En outre, la loi souligne que, lorsque le viol incestueux ou l'agression sexuelle incestueuse est commis contre un mineur par une personne titulaire de l'autorité parentale, la juridiction de jugement se prononce sur le retrait total ou partiel de cette autorité, y compris en ce qui concerne les frères et soeurs mineurs de la victime. Une démarche qui n'était prévue jusqu'alors qu'en cas de simple agression sexuelle.
La loi harmonise en conséquence les articles du code pénal prévoyant les circonstances aggravantes de diverses infractions en cas d'inceste. A titre d'exemple, alors que l'article 222-24 prévoyait jusqu'à présent que le viol est puni de 20 ans de réclusion criminelle « lorsqu'il est commis par un ascendant légitime, naturel ou adoptif, ou par toute autre personne ayant autorité sur la victime », la loi précise désormais que tel sera le cas « lorsqu'il est commis par un ascendant ou par toute autre personne ayant sur la victime une autorité de droit ou de fait ». Notons que, en première lecture, l'Assemblée nationale avait souhaité distinguer clairement les faits incestueux de ceux commis par une personne ayant autorité sur la victime afin de mieux identifier, parmi les victimes d'infractions sexuelles, celles qui ont été victimes de faits incestueux et les autres afin, notamment, d'adapter la prise en charge des victimes d'inceste à la spécificité des traumatismes qu'elles ont subis. Mais la commission des lois du Sénat n'a pas retenu cette rédaction qui aurait fait de l'inceste une nouvelle infraction et n'aurait donc été applicable qu'aux seuls faits commis après la publication de la loi au Journal officiel.

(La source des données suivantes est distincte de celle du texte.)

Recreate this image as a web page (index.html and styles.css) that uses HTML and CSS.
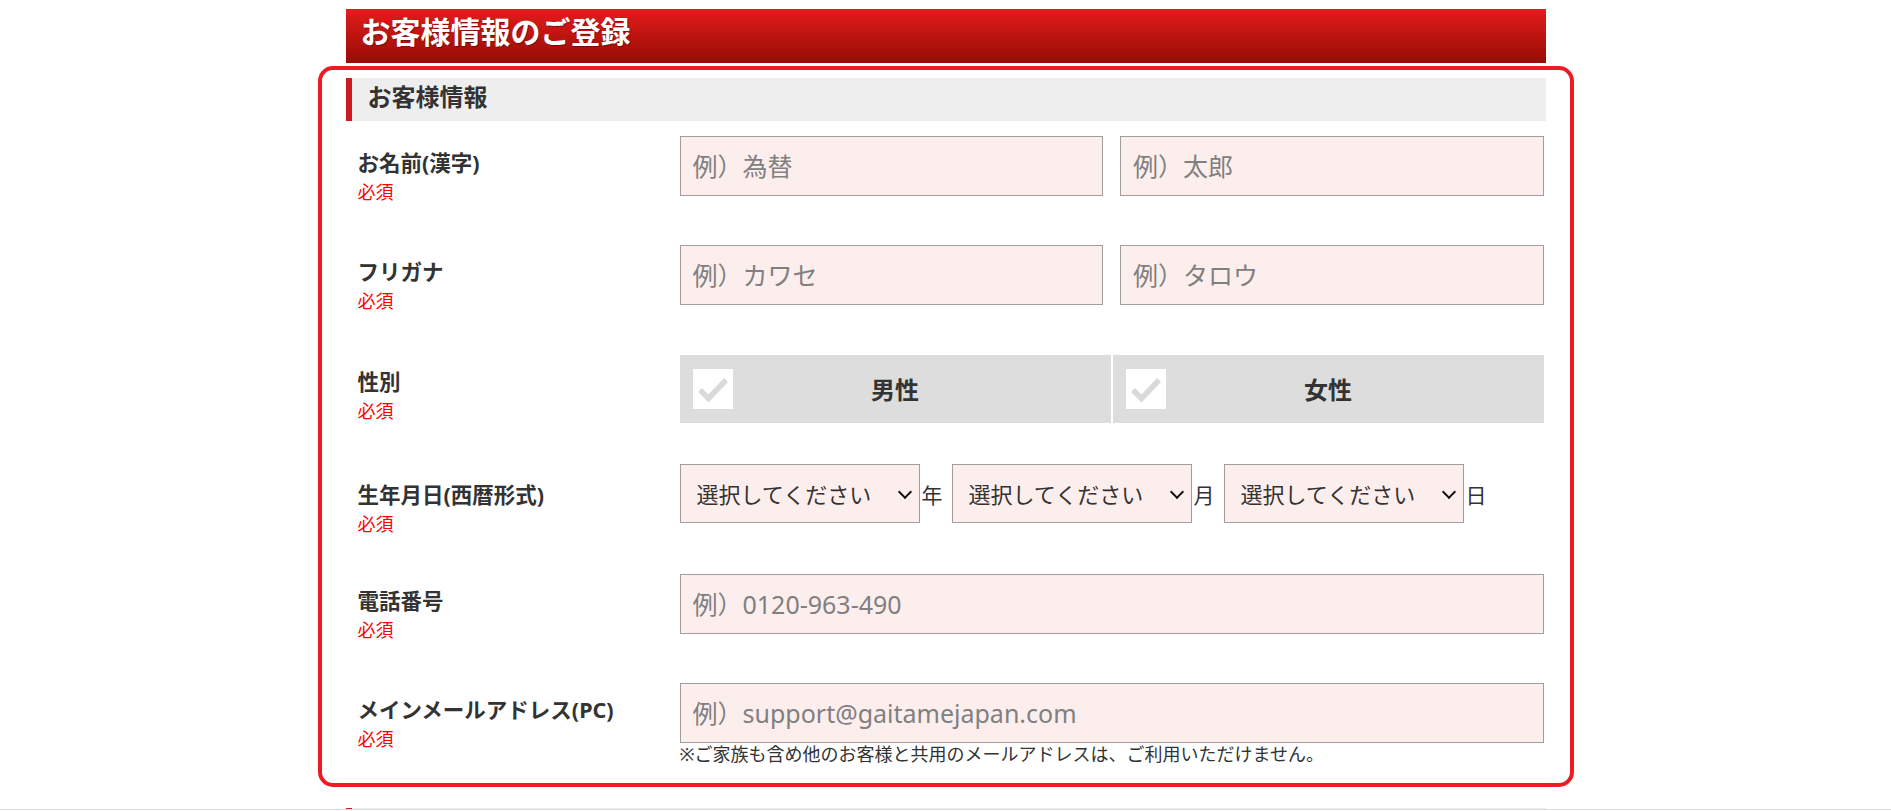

Afin d'améliorer la prévention, la loi complète les missions du service public de l'enseignement en prévoyant que les écoles, les collèges et les lycées assurent désormais une mission d'information sur les violences et une éducation à la sexualité. Aussi, souligne le texte, la problématique des « violences intrafamiliales à caractère sexuel » doit-elle être abordée avec les élèves dans le cadre de la séance annuelle d'information et de sensibilisation sur l'enfance maltraitée organisée par les chefs d'établissement et associant les familles, l'ensemble des personnels, ainsi que les services publics de l'Etat, les collectivités locales et les associations intéressées à la protection de l'enfance.
En outre, la loi prévoit que la formation des personnels enseignants ainsi que de toutes les personnes intervenant auprès des enfants (médecins, travailleurs sociaux...) en matière de prévention des mauvais traitements doit comporter un module pluridisciplinaire relatif aux infractions sexuelles à l'encontre des mineurs et leurs effets.
Pour accompagner les victimes dans leurs démarches judiciaires, la loi prévoit que les associations de protection de l'enfance régulièrement déclarées depuis au moins cinq ans à la date des faits peuvent désormais exercer les droits reconnus à la partie civile en cas d'inceste.
Le texte stipule également que, lorsqu'il est saisi de faits à caractère incestueux, le procureur de la République ou le juge d'instruction désigne obligatoirement un administrateur ad hoc pour protéger les intérêts du mineur et exercer, le cas échéant, au nom de celui-ci les droits reconnus à la partie civile.
Enfin, la loi prévoit que le gouvernement remettra au parlement, avant le 30 juin 2010, un rapport examinant, d'une part, les modalités d'amélioration de la prise en charge des soins, notamment psychologiques, des victimes d'inceste et, d'autre part, celles de mise en oeuvre de mesures de sensibilisation du public, notamment des mesures d'éducation et de prévention à destination des enfants.